Низами нашел крайне убедительный путь, чтобы показать эту невозможность. Его Лейли не случайно и в доме мужа остается девственницей. Едва ли резкое столкновение с Ибн-Селамом было необходимо поэту лишь для того, чтобы показать ее верность возлюбленному. Муж умирает. Теперь, казалось бы, отпали все препятствия, она может прийти в объятия Меджнуна. Но устранение препятствий произошло слишком поздно. Меджнун, разорвав путы общества, в Лейли уже не нуждается. Поэт ясно показывает, что после этого перелома образ Лейли окончательно и полностью вытесняет собственное «я» Меджнуна. Он уже не Кайс, он та оболочка, в которой живет его идеальная Лейли, гораздо более прекрасная и светлая, чем любая земная Лейли. Он действительно одержим Лейли, она — в нем, вытесняя его собственную индивидуальность. Сама девушка, столько выстрадавшая из-за своей несчастной любви, ему уже более не нужна. Имея возможность приблизиться к Лейли, Меджнун все же от нее уходит. Вот потому-то она и умирает, как бы уступая свою жизнь тому призраку, который живет в Меджнуне.
Слияние осуществилось, но не в том плане, в котором ожидал его увидеть читатель. Эта-то концепция и превращает отрывочные рассказы в одно стройное целое.
Эта концепция очень близко подходит к идее мистического «слияния» суфиев, где «низшее я» угасает в «я космическом». Но это толкование, которое было потом принято всеми восточными комментаторами, при всей его соблазнительности последовательно применено быть здесь не может. Мешает этому отход Лейли на второй план и ее угасание. Если бы она была символом «космического я», она должна была бы оставаться попрежнему облеченной в свое величие, далекой и недосягаемой, влекущей к себе еще несметное множество таких же бесследно растворяющихся в ней Кайсов. Поэтому суфийское толкование было бы слишком упрощенным. Низами дает гораздо более сложный процесс, хотя и не лишенный налета своеобразной мистики, но в основных своих чертах скорее подлежащий анализу по линии психологии творчества.
Рядом с этой основной линией поэмы отчетливо вырисовывается и вторая линия, уже имевшаяся в арабской традиции. Арабского филолога Меджнун интересовал не как влюбленный, а прежде всего как гениальный поэт, выразивший в прекрасных стихах свои страдания. Но предание в одном отношении могло вызвать недоумение. Меджнун большую часть своей недолгой жизни провел, скитаясь в одиночестве по безлюдной пустыне.

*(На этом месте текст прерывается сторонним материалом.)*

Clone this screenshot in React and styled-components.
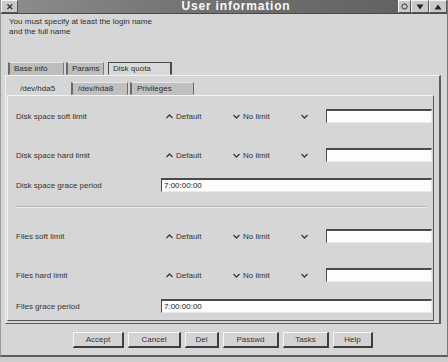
import React from 'react'
import styled, { createGlobalStyle } from 'styled-components'

const GlobalStyle = createGlobalStyle`
  html, body {
    margin: 0;
    background: #cdcdcd;
  }
  body {
    font-family: 'Liberation Sans', Arial, sans-serif;
    font-size: 8px;
    color: #2e2e2e;
  }
`

const Window = styled.div`
  width: 448px;
  height: 357px;
  box-sizing: border-box;
  background: #d6d6d6;
  border-left: 1px solid #9a9a9a;
  border-right: 1px solid #7a7a7a;
  border-bottom: 2px solid #5e5e5e;
  display: flex;
  flex-direction: column;
`

const TitleBar = styled.div`
  height: 13px;
  display: flex;
  align-items: stretch;
  background: linear-gradient(90deg, #8e8e8e 0%, #747474 40%, #5f5f5f 100%);
  border-bottom: 1px solid #4a4a4a;
`

const WmButton = styled.div`
  width: ${(p) => p.$w || 16}px;
  box-sizing: border-box;
  background: #c9c9c9;
  border: 1px solid;
  border-color: #f2f2f2 #555 #555 #f2f2f2;
  display: flex;
  align-items: center;
  justify-content: center;
  font-size: 9px;
  font-weight: bold;
  color: #333;
`

const Title = styled.div`
  flex: 1;
  text-align: center;
  padding-left: 56px;
  color: #fafafa;
  font-weight: bold;
  font-size: 12px;
  line-height: 13px;
  letter-spacing: 0.8px;
`

const Message = styled.div`
  padding: 3px 8px 0;
  line-height: 10px;
  height: 44px;
`

const TabRow = styled.div`
  display: flex;
  align-items: flex-end;
  padding-left: ${(p) => p.$pad}px;
  gap: 2px;
  height: 14px;
`

const Tab = styled.div`
  width: ${(p) => p.$w}px;
  margin-left: ${(p) => p.$ml || 0}px;
  height: 13px;
  box-sizing: border-box;
  padding-left: 4px;
  line-height: 12px;
  background: ${(p) => (p.$active ? '#d9d9d9' : '#bdbdbd')};
  border: 1px solid;
  border-color: ${(p) =>
    p.$active ? '#4a4a4a #4a4a4a transparent #4a4a4a' : '#e6e6e6 #7a7a7a transparent #6a6a6a'};
  border-left-width: ${(p) => (p.$active ? 1 : 2)}px;
  border-right-width: ${(p) => (p.$active ? 2 : 1)}px;
`

const InnerTab = styled(Tab)`
  padding-left: ${(p) => (p.$active ? 10 : 5)}px;
  background: ${(p) => (p.$active ? '#d6d6d6' : '#c0c0c0')};
  border-color: ${(p) =>
    p.$active ? 'transparent' : '#e6e6e6 #6a6a6a transparent #6a6a6a'};
`

const Frame = styled.div`
  margin: 0 6px 0 4px;
  height: 249px;
  box-sizing: border-box;
  border: 1px solid;
  border-color: #f0f0f0 #5c5c5c #5c5c5c #f0f0f0;
  border-right-width: 2px;
  padding: 5px 5px 0 1px;
`

const Panel = styled.div`
  height: 226px;
  box-sizing: border-box;
  border: 1px solid;
  border-color: #f4f4f4 #555 #555 #f4f4f4;
  padding: 0 1px 0 8px;
  display: flex;
  flex-direction: column;
`

const Row = styled.div`
  margin-top: ${(p) => p.$mt}px;
  height: 14px;
  display: grid;
  grid-template-columns: 145px 70px 67px 28px 1fr;
  align-items: center;
`

const GraceRow = styled(Row)`
  grid-template-columns: 145px 1fr;
`

const Label = styled.div`
  color: #333;
`

const Radio = styled.div`
  display: flex;
  align-items: center;
  gap: 3px;
  padding-left: ${(p) => p.$pl || 0}px;
  color: #333;
`

const Input = styled.div`
  height: 14px;
  box-sizing: border-box;
  background: #fdfdfd;
  border: 1px solid;
  border-color: #4a4a4a #eaeaea #eaeaea #4a4a4a;
  border-top-width: 2px;
  padding-left: 2px;
  line-height: 11px;
  color: #222;
`

const Divider = styled.div`
  margin-top: 14px;
  margin-right: 6px;
  height: 0;
  border-top: 1px solid #b4b4b4;
  border-bottom: 1px solid #ececec;
`

const ButtonBar = styled.div`
  display: flex;
  justify-content: center;
  gap: 4px;
  margin-top: 8px;
  padding-right: 2px;
`

const Button = styled.div`
  width: ${(p) => p.$w}px;
  height: 16px;
  box-sizing: border-box;
  background: #d3d3d3;
  border: 1px solid;
  border-color: #f6f6f6 #3e3e3e #3e3e3e #f6f6f6;
  border-right-width: 2px;
  border-bottom-width: 2px;
  text-align: center;
  line-height: 13px;
  color: #333;
`

const Chevron = ({ up }) => (
  <svg width='7' height='5' viewBox='0 0 7 5'>
    <path
      d={up ? 'M0.5 4 L3.5 1 L6.5 4' : 'M0.5 1 L3.5 4 L6.5 1'}
      fill='none'
      stroke='#3a3a3a'
      strokeWidth='1.3'
    />
  </svg>
)

const LimitRow = ({ label, mt }) => (
  <Row $mt={mt}>
    <Label>{label}</Label>
    <Radio $pl={5}>
      <Chevron up />
      Default
    </Radio>
    <Radio $pl={2}>
      <Chevron />
      No limit
    </Radio>
    <Radio $pl={3}>
      <Chevron />
    </Radio>
    <Input />
  </Row>
)

const GracePeriod = ({ label, mt }) => (
  <GraceRow $mt={mt}>
    <Label>{label}</Label>
    <Input>7:00:00:00</Input>
  </GraceRow>
)

const buttons = [
  ['Accept', 51],
  ['Cancel', 53],
  ['Del', 34],
  ['Passwd', 56],
  ['Tasks', 46],
  ['Help', 40],
]

const App = () => {
  return (
    <>
      <GlobalStyle />
      <Window>
        <TitleBar>
          <WmButton $w={17}>✕</WmButton>
          <Title>User information</Title>
          <WmButton $w={13}>
            <svg width='7' height='7' viewBox='0 0 7 7'>
              <circle cx='3.5' cy='3.5' r='2.6' fill='none' stroke='#333' strokeWidth='1' />
            </svg>
          </WmButton>
          <WmButton $w={18}>
            <svg width='8' height='6' viewBox='0 0 8 6'>
              <path d='M0.5 0.5 H7.5 L4 5.5 Z' fill='#222' />
            </svg>
          </WmButton>
          <WmButton $w={18}>
            <svg width='8' height='6' viewBox='0 0 8 6'>
              <path d='M0.5 5.5 H7.5 L4 0.5 Z' fill='#222' />
            </svg>
          </WmButton>
        </TitleBar>

        <Message>
          You must specify at least the login name
          <br />
          and the full name
        </Message>

        <TabRow $pad={7}>
          <Tab $w={56}>Base info</Tab>
          <Tab $w={38}>Params</Tab>
          <Tab $w={64} $ml={2} $active>
            Disk quota
          </Tab>
        </TabRow>

        <Frame>
          <TabRow $pad={2}>
            <InnerTab $w={60} $active>
              /dev/hda5
            </InnerTab>
            <InnerTab $w={57}>/dev/hda8</InnerTab>
            <InnerTab $w={64}>Privileges</InnerTab>
          </TabRow>
          <Panel>
            <LimitRow label='Disk space soft limit' mt={13} />
            <LimitRow label='Disk space hard limit' mt={25} />
            <GracePeriod label='Disk space grace period' mt={16} />
            <Divider />
            <LimitRow label='Files soft limit' mt={21} />
            <LimitRow label='Files hard limit' mt={25} />
            <GracePeriod label='Files grace period' mt={17} />
          </Panel>
        </Frame>

        <ButtonBar>
          {buttons.map(([text, w]) => (
            <Button key={text} $w={w}>
              {text}
            </Button>
          ))}
        </ButtonBar>
      </Window>
    </>
  )
}

export default App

Поэтому, естественно, вставал вопрос: каким же путем его стихи, которые он, конечно, не записывал, а пел скалам и ветру в пустыне, могли сохраниться? Арабские передатчики сознавали это и ввели в повесть ряд встреч Меджнуна с любителями поэзии, записавшими его творения. Так, предание приобретало характер своеобразного историко-литературного романа-романа о поэте. Низами и этой линии уделил внимание. Всюду, где эго только было возможно, вставлены замечания, поясняющие, какими путями сохранились и распространились стихи Меджнуна. Очевидно, для Низами, тоже было важно подчеркнуть, что «любовное безумие» не просто лишило Кайса рассудка, а дало толчок к полному развитию его поэтического таланта.
Таким образом, Низами показывает еще одну из сторон любви. Если в «Хосров и Ширин» мы видели любовь, вдохновляющую на подвиг, разжигающую геройство, то здесь показана страсть, претворяющаяся в гениальную поэзию. Любовь Меджнуна иная, чем любовь Хосрова, и потому Низами изменяет и метр поэмы, используя не применявшийся до него в эпической поэзии усеченный хазадж.
Образ Меджнуна зачастую встречает критику европейского читателя. Меджнун кажется ему слишком пассивным, покорно сносящим все удары, не пытаясь их отвратить, и лишь изливающим свою скорбь в бесконечных жалобах. Но не нужно забывать, что эти жалобы — поэзия, что это и есть его основное назначение. Меджнун действует, он создает, но создает только художественное слово.
Поэзия Переднего Востока уже к X веку выработала тип влюбленного, который лишь в редчайших случаях предстает перед нами счастливым. Он почти всегда безнадежно влюбленный, страдающий или от непреклонности возлюбленной, или от зорко следящего за ней стража. Почти любая газель основана на этом представлении, причем обычно поэт в роли несчастного влюбленного изображает самого себя.
Таким образом, Меджнун в изображении Низами становится как бы собирательным типом поэта. Можно с уверенностью сказать, что образ Меджнуна оказал громадное влияние на почти всю последующую газельную лирику, которая разрабатывает преимущественно мотивы, уже широко развернутые Низами в этой поэме.